Old adversaries return to plague the Jewish people. Bilaam, according to midrash, was one of the advisors to the Egyptian Pharaoh. He was the one that advocated the enslavement and eventual destruction of the Jews in Egypt. His plan was thwarted by the intervention of Heaven. Nevertheless, a substantial number of Jews were destroyed in the centuries of Egyptian bondage and slavery.

 
One would have thought that Bilaam would have taken the hint and relented in his efforts to destroy Israel. But as this week's Torah reading amply illustrates, he once again intensifies his hatred against the Jewish nation. But now he intends to kill them with kindness. He showers them with compliments and noble rhetoric. He wishes to lull them into believing that he is really their friend and admirer. And by so doing, he will corrupt them with the sexual immorality for which he himself is so justly famous.
 
The Jewish people, like all people, are moved by flattery and compliments. Everyone wants to hear others say nice things about them. In Yiddish there is a famous folk-saying that no one ever received a slap for flattering someone else. Therefore, it is no wonder that the flattering words of Bilaam are remembered and treasured by the Jewish people even until today.
 
We have ignored the sinister hateful message that lay behind these words and merely bask in the nice things that he said about us. But the truth is that thousands of Jews died in the desert because of him and the advice that he rendered to Balak, the Moabites and Midianites. Bilaam was truly a bitter enemy.
 
What I have always found difficult to understand is the motivation behind the hatred of Bilaam for the Jewish people.
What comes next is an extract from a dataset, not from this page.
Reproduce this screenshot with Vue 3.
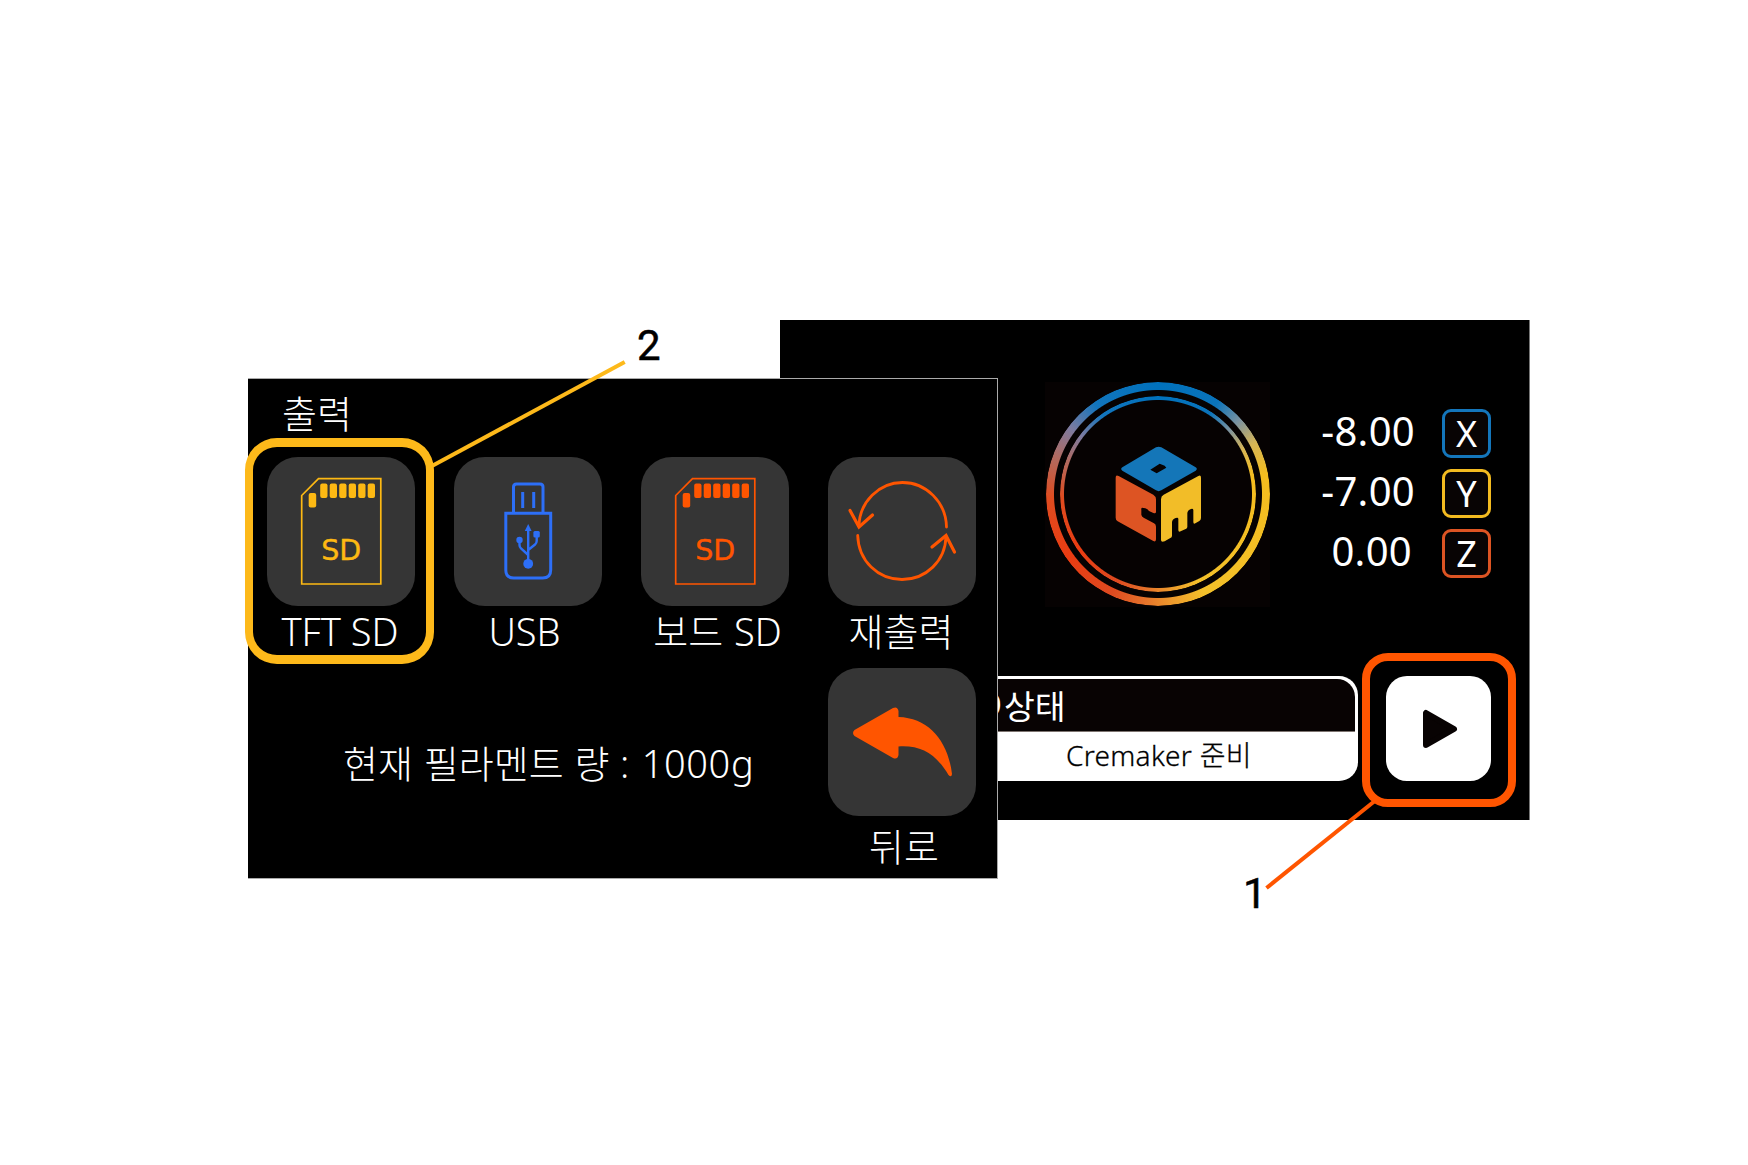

After all, he is a man of great intelligence and gifted with prophetic qualities. The rabbis of the Talmud even allowed him to be equated with our great teacher Moshe in certain of his qualities. He is a man of academia and of the cloth. He has wealth and honor, position and power. So why squander all of this on an irrational hatred of the people that have done him no harm and have not threatened him in any way?
 
This question is not restricted to the ancient Bilaam found in the Torah reading of this week. It is just as valid a question in our time, as to the attitude of certain members of academia and religious leadership. Their preoccupation with demonizing the State of Israel particularly and the Jewish people generally is baffling to any thoughtful observer of current events.
 
The only conclusion that can be drawn is that such hatred is beyond logical explanation and rationale argument. Bilaam serves as a prototype for much of what we see and experience in our own time. On the surface, most of our enemies decry anti-Semitism and claim to be only friendly critics, with our welfare and benefit in mind. They are full of unsolicited advice and remain almost willfully blind to the realities of the situation in which we find ourselves and must operate within. Again, Bilaam is our most insidious and consistent enemy.